Внизу под текстом красным карандашом написано: такой же допрос прислан при указе из Сената в 28 июня.

На листах скрепа: С подлинным свидетельствовал канцелярист Федор Нерлов)

(На л. 19 под текстом: Того же генваря 30 он, ссыльной Шульгин, в подтверждение еще вторично под битьем плетьми накрепко был роспрашиван, а с того роспросу во всем утвердился на прежнем своем показании и более ничего не припомнил и сообщников також, и от кого подлинно слышал возле города Айгуна никого не показал.

В правом нижнем углу: Подал Ширданского пехотного полку сержант Тимофей Шмалев в 30 июля 1755 г)

Третья копия // Там же. Ф. Внутренние коллежские дела. Оп. 211. 1755 г.

Д. 348. Л. 209-214 об.

(На л. 209 в левом верхнем углу: Секретной; в правом верхнем углу: Копия.

По листам и под текстом скрепа: Василей Соколов; канцелярист Баженов.

В левом нижнем углу под текстом: Подал сенатской роты салдат Гаврила Корсоков в 28 июня 1755.

Заголовок в документе такой же, как в документе № 4, а в конце текста есть разночтения с этим документом: «Того ж генваря 30 числа объявленной ссыльной Шульгин паки взят был в Нерчинскую воеводскую канцелярию и в подтверждение объявленного учиненного того генваря 28 дня распросу под битьем плетьми накрепко был роспрашиван. А в роспросе сказал тож, что и во объявленном прежнем своем роспросе показал, и в том во всем утвердился на том своем прежнем распросе, и более ничего не припомнил и сообщников тако ж, и от кого подлинно слышал о взятье города Ангуна, никого не показал»).

Краткий экстракт // РГАДА. Ф. 248. Сенат. Оп. 113. Д. 485а. Л. 780.
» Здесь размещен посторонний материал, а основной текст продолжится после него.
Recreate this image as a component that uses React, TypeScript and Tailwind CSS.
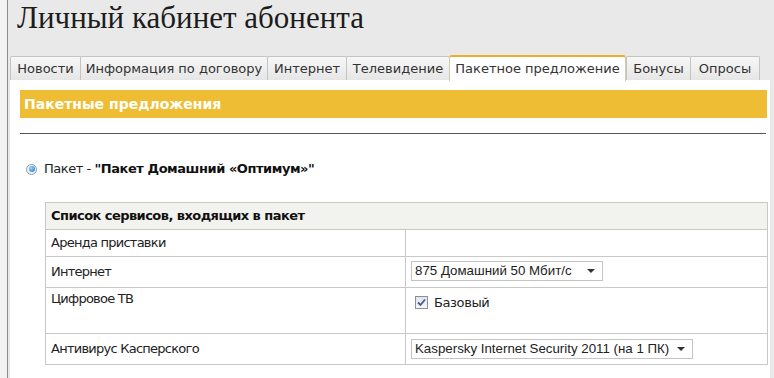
import React from "react";

const tabs = [
  { label: "Новости", w: 70 },
  { label: "Информация по договору", w: 187 },
  { label: "Интернет", w: 79 },
  { label: "Телевидение", w: 103 },
  { label: "Пакетное предложение", w: 177, active: true },
  { label: "Бонусы", w: 64 },
  { label: "Опросы", w: 69 },
];

function FakeSelect({ value, width }: { value: string; width: number }) {
  return (
    <div
      className="flex h-[20px] items-center justify-between border border-[#c4c4c4] bg-white pl-[3px] pr-[7px] font-['Liberation_Sans',Arial,sans-serif] text-[13.3px] tracking-normal text-[#222]"
      style={{ width }}
    >
      <span className="overflow-hidden whitespace-nowrap">{value}</span>
      <span className="ml-[4px] h-0 w-0 shrink-0 border-x-[4px] border-t-[4px] border-x-transparent border-t-[#333]" />
    </div>
  );
}

function Row({ label, h, children, top }: { label: string; h: string; children?: React.ReactNode; top?: boolean }) {
  return (
    <div className={`flex border-b border-[#c8c8c8] ${h}`}>
      <div
        className={`flex w-[360px] border-r border-[#c8c8c8] pl-[5px] ${top ? "items-start pt-[3px]" : "items-center"}`}
      >
        <span className="leading-[16px]">{label}</span>
      </div>
      <div className="flex-1">{children}</div>
    </div>
  );
}

export default function App() {
  return (
    <div className="h-[378px] w-[774px] overflow-hidden bg-[#f3f3f3] font-['DejaVu_Sans',Verdana,sans-serif] text-[13px] text-[#222]">
      <div className="ml-[7px] flex h-full flex-col border-l border-[#8c8c8c] bg-[#e9e9e9]">
        <h1 className="h-[56px] pl-[9px] pt-[1px] font-['Liberation_Serif',serif] text-[31px] leading-[34px] text-[#1c1c1c]">
          Личный кабинет абонента
        </h1>

        <div className="flex h-[24px] items-end pl-[2px]">
          {tabs.map((t) =>
            t.active ? (
              <div
                key={t.label}
                className="relative z-10 -mb-px flex h-[26px] items-center justify-center rounded-t-[3px] border-x border-t-2 border-x-[#d4c9a8] border-t-[#f0ad2c] bg-white text-[#333]"
                style={{ width: t.w }}
              >
                {t.label}
              </div>
            ) : (
              <div
                key={t.label}
                className="-mr-px flex h-[24px] items-center justify-center rounded-t-[2px] border border-b-0 border-[#c4c4c4] bg-gradient-to-b from-[#f7f7f7] to-[#e6e6e6] text-[#333]"
                style={{ width: t.w + 1 }}
              >
                {t.label}
              </div>
            )
          )}
        </div>

        <div className="ml-[2px] mr-[4px] flex-1 bg-white pl-[10px] pr-[3px] pt-[10px]">
          <div className="flex h-[28px] items-center bg-[#efbd33] pl-[4px] text-[14px] font-bold text-white">
            Пакетные предложения
          </div>
          <div className="mr-[1px] mt-[15px] h-px bg-[#555]" />

          <div className="mt-[27px] flex h-[16px] items-center pl-[6px] tracking-[-0.45px]">
            <span className="flex h-[11px] w-[11px] items-center justify-center rounded-full border border-[#8a9bb0] bg-[#eef2f6]">
              <span className="h-[6px] w-[6px] rounded-full bg-[radial-gradient(circle_at_35%_35%,#9ad6ff,#1a6fb8)]" />
            </span>
            <span className="ml-[7px] leading-[16px]">
              Пакет - <b className="text-[#111]">"Пакет Домашний «Оптимум»"</b>
            </span>
          </div>

          <div className="ml-[25px] mt-[25px] w-[723px] border border-[#c8c8c8] tracking-[-0.75px]">
            <div className="flex h-[27px] items-center border-b border-[#c8c8c8] bg-[#f2f2ee] pl-[5px] font-bold tracking-[-0.55px] text-[#111]">
              Список сервисов, входящих в пакет
            </div>
            <Row label="Аренда приставки" h="h-[27px]" />
            <Row label="Интернет" h="h-[31px]">
              <div className="pl-[5px] pt-[4px]">
                <FakeSelect value="875 Домашний 50 Мбит/с" width={192} />
              </div>
            </Row>
            <Row label="Цифровое ТВ" h="h-[46px]" top>
              <div className="flex items-center pl-[9px] pt-[8px]">
                <span className="flex h-[13px] w-[13px] items-center justify-center border border-[#8e8f8f] bg-gradient-to-b from-[#dfe5ec] to-[#f5f7fa]">
                  <svg width="9" height="9" viewBox="0 0 9 9">
                    <path d="M1 4.5 L3.5 7 L8 1.5" fill="none" stroke="#4a5a8c" strokeWidth="1.8" />
                  </svg>
                </span>
                <span className="ml-[6px] leading-[13px] tracking-[-0.4px]">Базовый</span>
              </div>
            </Row>
            <div className="flex h-[30px]">
              <div className="flex w-[360px] items-center border-r border-[#c8c8c8] pl-[5px]">
                <span className="leading-[16px]">Антивирус Касперского</span>
              </div>
              <div className="flex-1 pl-[5px] pt-[5px]">
                <FakeSelect value="Kaspersky Internet Security 2011 (на 1 ПК)" width={282} />
              </div>
            </div>
          </div>
        </div>
      </div>
    </div>
  );
}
Опубл. с небольшими сокращениями: IX научная конференция «Общество и государство в Китае». М., 1978. Ч. 2. С. 102-108.


Комментарии

1. Об этом факте подробнее см. док. № 27, с. 97-98 и работу Хохлова А. Н. «К истории миссии В. Ф. Братищева в Китай (1756-1757 гг.)» (IX научная конференция «Общество и государство в Китае». М., 1978. Ч. 2. С. 98-99).